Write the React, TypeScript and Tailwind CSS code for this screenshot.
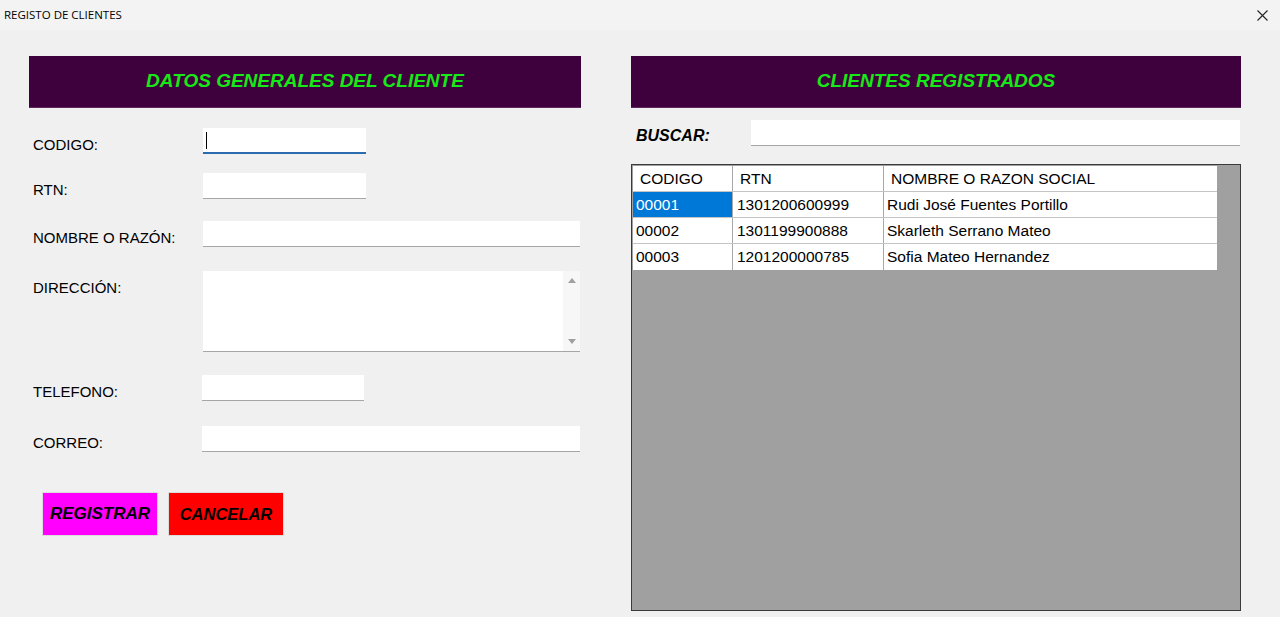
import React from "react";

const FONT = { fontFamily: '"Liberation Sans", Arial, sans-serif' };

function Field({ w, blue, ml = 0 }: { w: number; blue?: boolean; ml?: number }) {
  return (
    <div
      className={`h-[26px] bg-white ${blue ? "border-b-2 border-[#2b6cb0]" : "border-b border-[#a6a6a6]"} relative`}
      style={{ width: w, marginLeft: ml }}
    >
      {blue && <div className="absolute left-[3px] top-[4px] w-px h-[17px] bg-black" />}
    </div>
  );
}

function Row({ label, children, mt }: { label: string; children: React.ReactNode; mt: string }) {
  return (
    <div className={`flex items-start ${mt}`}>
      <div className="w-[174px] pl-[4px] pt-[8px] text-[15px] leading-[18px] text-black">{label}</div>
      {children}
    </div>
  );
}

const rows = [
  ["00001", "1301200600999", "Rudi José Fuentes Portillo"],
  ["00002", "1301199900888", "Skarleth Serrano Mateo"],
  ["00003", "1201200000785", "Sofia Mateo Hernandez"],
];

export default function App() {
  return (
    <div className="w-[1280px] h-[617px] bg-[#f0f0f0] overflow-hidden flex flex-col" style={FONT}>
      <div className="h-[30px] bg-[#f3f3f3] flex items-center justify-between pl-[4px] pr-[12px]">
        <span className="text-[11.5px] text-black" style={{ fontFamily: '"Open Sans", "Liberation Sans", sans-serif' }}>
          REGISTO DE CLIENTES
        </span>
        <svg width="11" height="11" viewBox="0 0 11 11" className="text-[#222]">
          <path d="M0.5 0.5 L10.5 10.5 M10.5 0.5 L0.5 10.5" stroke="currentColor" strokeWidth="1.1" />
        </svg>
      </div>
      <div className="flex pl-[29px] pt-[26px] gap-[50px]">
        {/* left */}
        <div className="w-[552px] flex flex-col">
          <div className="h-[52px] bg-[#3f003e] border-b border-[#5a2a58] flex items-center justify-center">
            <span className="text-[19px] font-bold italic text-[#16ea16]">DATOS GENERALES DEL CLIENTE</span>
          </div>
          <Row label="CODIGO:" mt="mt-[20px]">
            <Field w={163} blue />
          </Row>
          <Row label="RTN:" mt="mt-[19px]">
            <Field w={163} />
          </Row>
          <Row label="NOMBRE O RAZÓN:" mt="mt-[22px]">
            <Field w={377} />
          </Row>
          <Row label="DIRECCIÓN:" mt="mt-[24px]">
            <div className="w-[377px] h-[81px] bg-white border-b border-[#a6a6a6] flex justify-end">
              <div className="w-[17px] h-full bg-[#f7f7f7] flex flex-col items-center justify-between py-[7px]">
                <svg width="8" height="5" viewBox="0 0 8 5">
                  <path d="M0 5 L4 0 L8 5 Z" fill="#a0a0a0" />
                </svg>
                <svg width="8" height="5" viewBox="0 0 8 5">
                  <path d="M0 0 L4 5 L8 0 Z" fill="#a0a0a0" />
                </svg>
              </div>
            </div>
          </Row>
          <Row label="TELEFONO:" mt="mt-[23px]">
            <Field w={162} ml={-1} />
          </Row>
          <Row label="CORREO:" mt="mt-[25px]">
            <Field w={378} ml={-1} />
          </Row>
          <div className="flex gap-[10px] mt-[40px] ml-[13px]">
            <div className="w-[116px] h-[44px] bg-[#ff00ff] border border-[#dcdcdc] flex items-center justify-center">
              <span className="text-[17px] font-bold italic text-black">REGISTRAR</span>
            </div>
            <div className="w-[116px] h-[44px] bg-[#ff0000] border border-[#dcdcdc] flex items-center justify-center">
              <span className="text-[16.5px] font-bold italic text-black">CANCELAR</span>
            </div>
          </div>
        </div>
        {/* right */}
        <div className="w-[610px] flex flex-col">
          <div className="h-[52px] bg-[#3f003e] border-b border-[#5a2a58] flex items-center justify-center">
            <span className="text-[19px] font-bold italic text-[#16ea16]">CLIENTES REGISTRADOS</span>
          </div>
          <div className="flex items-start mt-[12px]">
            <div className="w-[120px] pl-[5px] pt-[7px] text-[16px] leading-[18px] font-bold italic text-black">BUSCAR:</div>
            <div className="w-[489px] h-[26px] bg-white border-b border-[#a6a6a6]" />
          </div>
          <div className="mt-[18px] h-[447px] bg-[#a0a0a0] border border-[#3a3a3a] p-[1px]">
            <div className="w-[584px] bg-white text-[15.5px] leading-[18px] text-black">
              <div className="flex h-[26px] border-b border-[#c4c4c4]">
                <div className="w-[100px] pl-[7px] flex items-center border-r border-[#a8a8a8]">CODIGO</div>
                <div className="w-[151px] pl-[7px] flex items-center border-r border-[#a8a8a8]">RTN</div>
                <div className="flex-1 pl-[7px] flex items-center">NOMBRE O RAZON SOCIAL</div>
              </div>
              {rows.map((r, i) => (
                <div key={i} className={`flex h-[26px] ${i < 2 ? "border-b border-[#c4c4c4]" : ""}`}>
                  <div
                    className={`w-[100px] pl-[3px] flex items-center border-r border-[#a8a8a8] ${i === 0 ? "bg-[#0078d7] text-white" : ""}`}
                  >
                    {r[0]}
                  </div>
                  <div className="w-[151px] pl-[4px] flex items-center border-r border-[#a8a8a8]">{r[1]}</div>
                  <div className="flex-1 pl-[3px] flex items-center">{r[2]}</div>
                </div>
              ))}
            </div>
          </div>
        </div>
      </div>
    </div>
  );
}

→ **Directions for this task**:
Quote every line word for word and keep the images out of the copy.

→ **Exercise answer**:
Write the React, TypeScript and Tailwind CSS code for this screenshot.
import React from "react";

const FONT = { fontFamily: '"Liberation Sans", Arial, sans-serif' };

function Field({ w, blue, ml = 0 }: { w: number; blue?: boolean; ml?: number }) {
  return (
    <div
      className={`h-[26px] bg-white ${blue ? "border-b-2 border-[#2b6cb0]" : "border-b border-[#a6a6a6]"} relative`}
      style={{ width: w, marginLeft: ml }}
    >
      {blue && <div className="absolute left-[3px] top-[4px] w-px h-[17px] bg-black" />}
    </div>
  );
}

function Row({ label, children, mt }: { label: string; children: React.ReactNode; mt: string }) {
  return (
    <div className={`flex items-start ${mt}`}>
      <div className="w-[174px] pl-[4px] pt-[8px] text-[15px] leading-[18px] text-black">{label}</div>
      {children}
    </div>
  );
}

const rows = [
  ["00001", "1301200600999", "Rudi José Fuentes Portillo"],
  ["00002", "1301199900888", "Skarleth Serrano Mateo"],
  ["00003", "1201200000785", "Sofia Mateo Hernandez"],
];

export default function App() {
  return (
    <div className="w-[1280px] h-[617px] bg-[#f0f0f0] overflow-hidden flex flex-col" style={FONT}>
      <div className="h-[30px] bg-[#f3f3f3] flex items-center justify-between pl-[4px] pr-[12px]">
        <span className="text-[11.5px] text-black" style={{ fontFamily: '"Open Sans", "Liberation Sans", sans-serif' }}>
          REGISTO DE CLIENTES
        </span>
        <svg width="11" height="11" viewBox="0 0 11 11" className="text-[#222]">
          <path d="M0.5 0.5 L10.5 10.5 M10.5 0.5 L0.5 10.5" stroke="currentColor" strokeWidth="1.1" />
        </svg>
      </div>
      <div className="flex pl-[29px] pt-[26px] gap-[50px]">
        {/* left */}
        <div className="w-[552px] flex flex-col">
          <div className="h-[52px] bg-[#3f003e] border-b border-[#5a2a58] flex items-center justify-center">
            <span className="text-[19px] font-bold italic text-[#16ea16]">DATOS GENERALES DEL CLIENTE</span>
          </div>
          <Row label="CODIGO:" mt="mt-[20px]">
            <Field w={163} blue />
          </Row>
          <Row label="RTN:" mt="mt-[19px]">
            <Field w={163} />
          </Row>
          <Row label="NOMBRE O RAZÓN:" mt="mt-[22px]">
            <Field w={377} />
          </Row>
          <Row label="DIRECCIÓN:" mt="mt-[24px]">
            <div className="w-[377px] h-[81px] bg-white border-b border-[#a6a6a6] flex justify-end">
              <div className="w-[17px] h-full bg-[#f7f7f7] flex flex-col items-center justify-between py-[7px]">
                <svg width="8" height="5" viewBox="0 0 8 5">
                  <path d="M0 5 L4 0 L8 5 Z" fill="#a0a0a0" />
                </svg>
                <svg width="8" height="5" viewBox="0 0 8 5">
                  <path d="M0 0 L4 5 L8 0 Z" fill="#a0a0a0" />
                </svg>
              </div>
            </div>
          </Row>
          <Row label="TELEFONO:" mt="mt-[23px]">
            <Field w={162} ml={-1} />
          </Row>
          <Row label="CORREO:" mt="mt-[25px]">
            <Field w={378} ml={-1} />
          </Row>
          <div className="flex gap-[10px] mt-[40px] ml-[13px]">
            <div className="w-[116px] h-[44px] bg-[#ff00ff] border border-[#dcdcdc] flex items-center justify-center">
              <span className="text-[17px] font-bold italic text-black">REGISTRAR</span>
            </div>
            <div className="w-[116px] h-[44px] bg-[#ff0000] border border-[#dcdcdc] flex items-center justify-center">
              <span className="text-[16.5px] font-bold italic text-black">CANCELAR</span>
            </div>
          </div>
        </div>
        {/* right */}
        <div className="w-[610px] flex flex-col">
          <div className="h-[52px] bg-[#3f003e] border-b border-[#5a2a58] flex items-center justify-center">
            <span className="text-[19px] font-bold italic text-[#16ea16]">CLIENTES REGISTRADOS</span>
          </div>
          <div className="flex items-start mt-[12px]">
            <div className="w-[120px] pl-[5px] pt-[7px] text-[16px] leading-[18px] font-bold italic text-black">BUSCAR:</div>
            <div className="w-[489px] h-[26px] bg-white border-b border-[#a6a6a6]" />
          </div>
          <div className="mt-[18px] h-[447px] bg-[#a0a0a0] border border-[#3a3a3a] p-[1px]">
            <div className="w-[584px] bg-white text-[15.5px] leading-[18px] text-black">
              <div className="flex h-[26px] border-b border-[#c4c4c4]">
                <div className="w-[100px] pl-[7px] flex items-center border-r border-[#a8a8a8]">CODIGO</div>
                <div className="w-[151px] pl-[7px] flex items-center border-r border-[#a8a8a8]">RTN</div>
                <div className="flex-1 pl-[7px] flex items-center">NOMBRE O RAZON SOCIAL</div>
              </div>
              {rows.map((r, i) => (
                <div key={i} className={`flex h-[26px] ${i < 2 ? "border-b border-[#c4c4c4]" : ""}`}>
                  <div
                    className={`w-[100px] pl-[3px] flex items-center border-r border-[#a8a8a8] ${i === 0 ? "bg-[#0078d7] text-white" : ""}`}
                  >
                    {r[0]}
                  </div>
                  <div className="w-[151px] pl-[4px] flex items-center border-r border-[#a8a8a8]">{r[1]}</div>
                  <div className="flex-1 pl-[3px] flex items-center">{r[2]}</div>
                </div>
              ))}
            </div>
          </div>
        </div>
      </div>
    </div>
  );
}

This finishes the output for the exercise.